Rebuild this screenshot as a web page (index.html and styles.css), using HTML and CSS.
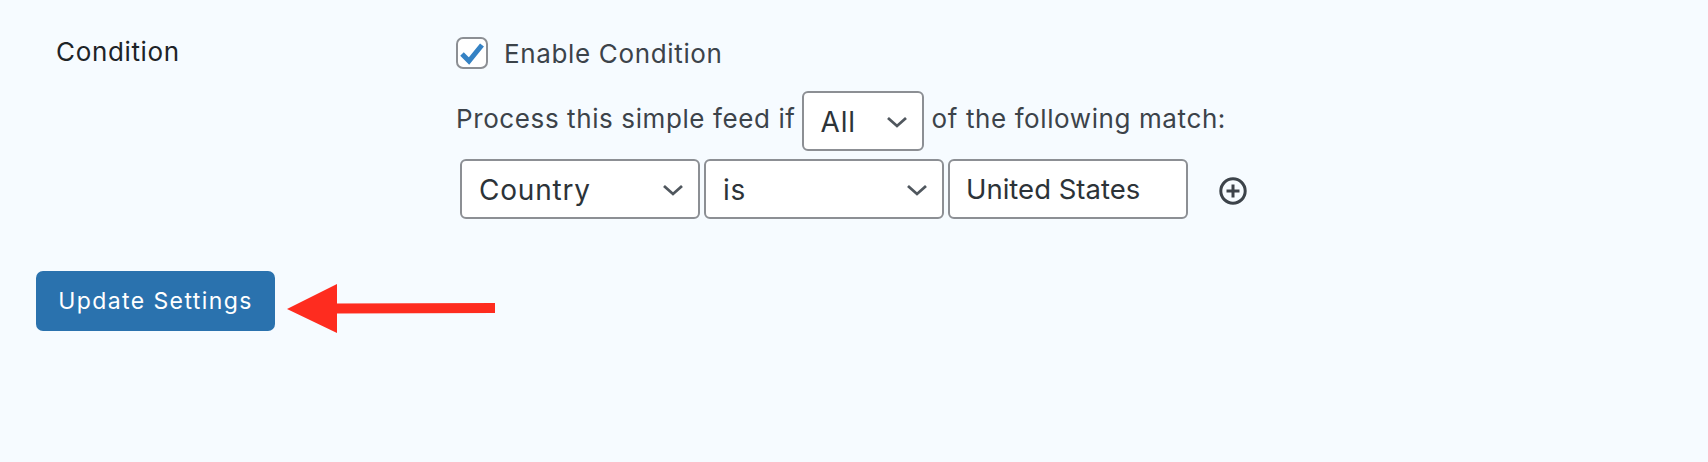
FILE: index.html
```html
<!DOCTYPE html>
<html lang="en">
<head>
<meta charset="utf-8">
<title>Condition settings</title>
<link rel="stylesheet" href="styles.css">
</head>
<body>
<main class="page">
  <section class="setting">
    <div class="setting-label">Condition</div>
    <div class="setting-body">
      <label class="enable">
        <span class="checkbox">
          <svg viewBox="0 0 28 28" width="28" height="28"><path d="M4 15 L11 22 L24 6" fill="none" stroke="#3582c4" stroke-width="5"/></svg>
        </span>
        <span class="enable-text">Enable Condition</span>
      </label>
      <div class="process">
        <span class="process-text">Process this simple feed if</span>
        <div class="control select select-all"><span>All</span><svg class="chev" viewBox="0 0 22 12" width="22" height="12"><path d="M2 2 L11 10 L20 2" fill="none" stroke="#50575e" stroke-width="2.8"/></svg></div>
        <span class="process-text">of the following match:</span>
      </div>
      <div class="rule">
        <div class="control select"><span>Country</span><svg class="chev" viewBox="0 0 22 12" width="22" height="12"><path d="M2 2 L11 10 L20 2" fill="none" stroke="#50575e" stroke-width="2.8"/></svg></div>
        <div class="control select"><span>is</span><svg class="chev" viewBox="0 0 22 12" width="22" height="12"><path d="M2 2 L11 10 L20 2" fill="none" stroke="#50575e" stroke-width="2.8"/></svg></div>
        <div class="control text-input">United States</div>
        <svg class="add" viewBox="0 0 28 28" width="28" height="28"><circle cx="14" cy="14" r="12.2" fill="none" stroke="#3c434a" stroke-width="3"/><path d="M14 7.5 V20.5 M7.5 14 H20.5" stroke="#3c434a" stroke-width="3"/></svg>
      </div>
    </div>
  </section>
  <button class="submit" type="button">Update Settings</button>
</main>
<svg class="arrow" viewBox="0 0 210 50" width="210" height="50"><path d="M0 25 L50 0 L50 19.5 L208 19 L208 29 L50 29.5 L50 49 Z" fill="#fe2c1f"/></svg>
</body>
</html>
```
FILE: styles.css
```css
html, body {
  margin: 0;
  height: 100%;
}
body {
  background: #f6fbff;
  font-family: Inter, "Liberation Sans", sans-serif;
  color: #3c434a;
  position: relative;
  overflow: hidden;
}
.page {
  padding: 37px 36px 0;
}
.setting {
  display: flex;
}
.setting-label {
  width: 400px;
  margin-left: 20px;
  font-size: 26px;
  letter-spacing: 0.65px;
  line-height: 30px;
  color: #1d2327;
}
.setting-body {
  display: flex;
  flex-direction: column;
  margin-left: -20px;
  padding-left: 20px;
}
.enable {
  display: flex;
  align-items: center;
  gap: 16px;
  font-size: 26px;
  letter-spacing: 0.65px;
  line-height: 31px;
  height: 31px;
}
.enable-text {
  margin-top: 2px;
}
.checkbox {
  width: 32px;
  height: 32px;
  box-sizing: border-box;
  border: 2px solid #8c8f94;
  border-radius: 7px;
  background: #fff;
  display: flex;
  align-items: center;
  justify-content: center;
}
.process {
  display: flex;
  align-items: center;
  gap: 8px;
  margin-top: 23px;
  font-size: 26px;
  letter-spacing: 0.6px;
}
.process-text {
  margin-bottom: 6px;
}
.control {
  box-sizing: border-box;
  height: 60px;
  background: #fff;
  border: 2px solid #8c8f94;
  border-radius: 6px;
  font-size: 28px;
  letter-spacing: 0;
  color: #2c3338;
  display: flex;
  align-items: center;
}
.select {
  width: 240px;
  padding: 2px 14px 0 17px;
  justify-content: space-between;
  letter-spacing: 0.8px;
}
.select-all {
  width: 122px;
  margin-left: -2px;
}
.text-input {
  width: 240px;
  padding: 0 16px;
  font-size: 27.5px;
}
.rule {
  display: flex;
  align-items: center;
  gap: 4px;
  margin-top: 8px;
  margin-left: 4px;
}
.add {
  margin-left: 27px;
  margin-top: 4px;
}
.submit {
  display: block;
  margin-top: 52px;
  width: 239px;
  height: 60px;
  border: 0;
  border-radius: 7px;
  background: #2a72ae;
  color: #fff;
  font-family: Inter, "Liberation Sans", sans-serif;
  font-size: 23px;
  letter-spacing: 1.4px;
}
.arrow {
  position: absolute;
  left: 287px;
  top: 284px;
}
```
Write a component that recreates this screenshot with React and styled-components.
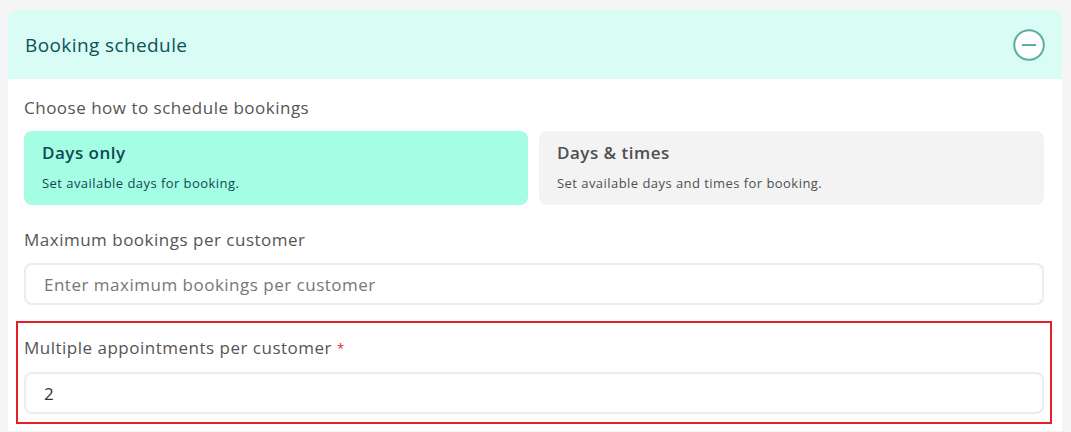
import React from "react";
import styled, { createGlobalStyle } from "styled-components";

const Global = createGlobalStyle`
  html, body { margin: 0; padding: 0; background: #f5f5f5; }
  body { font-family: "Open Sans", "Noto Sans", sans-serif; }
  * { box-sizing: border-box; }
`;

const Page = styled.div`
  padding: 10px 9px 0 8px;
  width: 1071px;
`;

const Card = styled.section`
  background: #ffffff;
  border-radius: 8px 8px 0 0;
  overflow: hidden;
`;

const Header = styled.div`
  height: 69px;
  background: #d9fcf4;
  display: flex;
  align-items: center;
  justify-content: space-between;
  padding: 0 17px 0 17px;
`;

const Title = styled.h2`
  margin: 0;
  font-size: 19px;
  letter-spacing: 0.4px;
  font-weight: 400;
  color: #0b535a;
`;

const CollapseButton = styled.button`
  width: 32px;
  height: 32px;
  padding: 0;
  border: none;
  background: transparent;
  display: flex;
  align-items: center;
  justify-content: center;
  cursor: pointer;
`;

const Body = styled.div`
  padding: 17px 18px 7px 16px;
  display: flex;
  flex-direction: column;
`;

const Label = styled.div`
  font-size: 17px;
  letter-spacing: 0.5px;
  color: #555555;
  line-height: 24px;
  margin-bottom: ${(p) => p.$gap ?? 11}px;
`;

const Req = styled.span`
  color: #e4252b;
  font-size: 13px;
  vertical-align: top;
  margin-left: 5px;
`;

const Options = styled.div`
  display: grid;
  grid-template-columns: 504px 1fr;
  gap: 11px;
  margin-bottom: 23px;
`;

const Option = styled.div`
  height: 74px;
  border-radius: 8px;
  padding: 11px 18px 0 18px;
  background: ${(p) => (p.$active ? "#a5fde4" : "#f3f3f3")};
  color: ${(p) => (p.$active ? "#0c4a51" : "#4f4f4f")};
  display: flex;
  flex-direction: column;
  gap: 10px;
`;

const OptionTitle = styled.div`
  font-size: 17px;
  letter-spacing: 0.5px;
  font-weight: 600;
  line-height: 22px;
`;

const OptionText = styled.div`
  font-size: 13px;
  letter-spacing: 0.45px;
  line-height: 18px;
`;

const Input = styled.input`
  width: 100%;
  height: 42px;
  border: 2px solid #ececec;
  border-radius: 8px;
  padding: 0 18px;
  font-family: inherit;
  font-size: 17px;
  letter-spacing: 0.5px;
  color: #333;
  background: #fff;
  outline: none;
  &::placeholder { color: #777777; }
`;

const Field = styled.div`
  display: flex;
  flex-direction: column;
  margin-bottom: 16px;
`;

const Highlight = styled.div`
  margin: 0 -8px;
  padding: 13px 6px 8px 6px;
  border: 2px solid #e61e25;
  display: flex;
  flex-direction: column;
`;

export default function App() {
  return (
    <>
      <Global />
      <Page>
        <Card>
          <Header>
            <Title>Booking schedule</Title>
            <CollapseButton aria-label="Collapse">
              <svg width="32" height="32" viewBox="0 0 32 32">
                <circle cx="16" cy="16" r="14.8" fill="#ffffff" stroke="#5aaea4" strokeWidth="2" />
                <line x1="9" y1="16" x2="23" y2="16" stroke="#5aaea4" strokeWidth="2.2" />
              </svg>
            </CollapseButton>
          </Header>
          <Body>
            <Label>Choose how to schedule bookings</Label>
            <Options>
              <Option $active>
                <OptionTitle>Days only</OptionTitle>
                <OptionText>Set available days for booking.</OptionText>
              </Option>
              <Option>
                <OptionTitle>Days &amp; times</OptionTitle>
                <OptionText>Set available days and times for booking.</OptionText>
              </Option>
            </Options>
            <Field>
              <Label>Maximum bookings per customer</Label>
              <Input placeholder="Enter maximum bookings per customer" />
            </Field>
            <Highlight>
              <Label $gap={12}>
                Multiple appointments per customer<Req>*</Req>
              </Label>
              <Input defaultValue="2" />
            </Highlight>
          </Body>
        </Card>
      </Page>
    </>
  );
}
______________________________
◆ What the task requires ◆
Gather up every line from the listing above in which the word "components" occurs.

◆ Response below ◆
Write a component that recreates this screenshot with React and styled-components.
import styled, { createGlobalStyle } from "styled-components";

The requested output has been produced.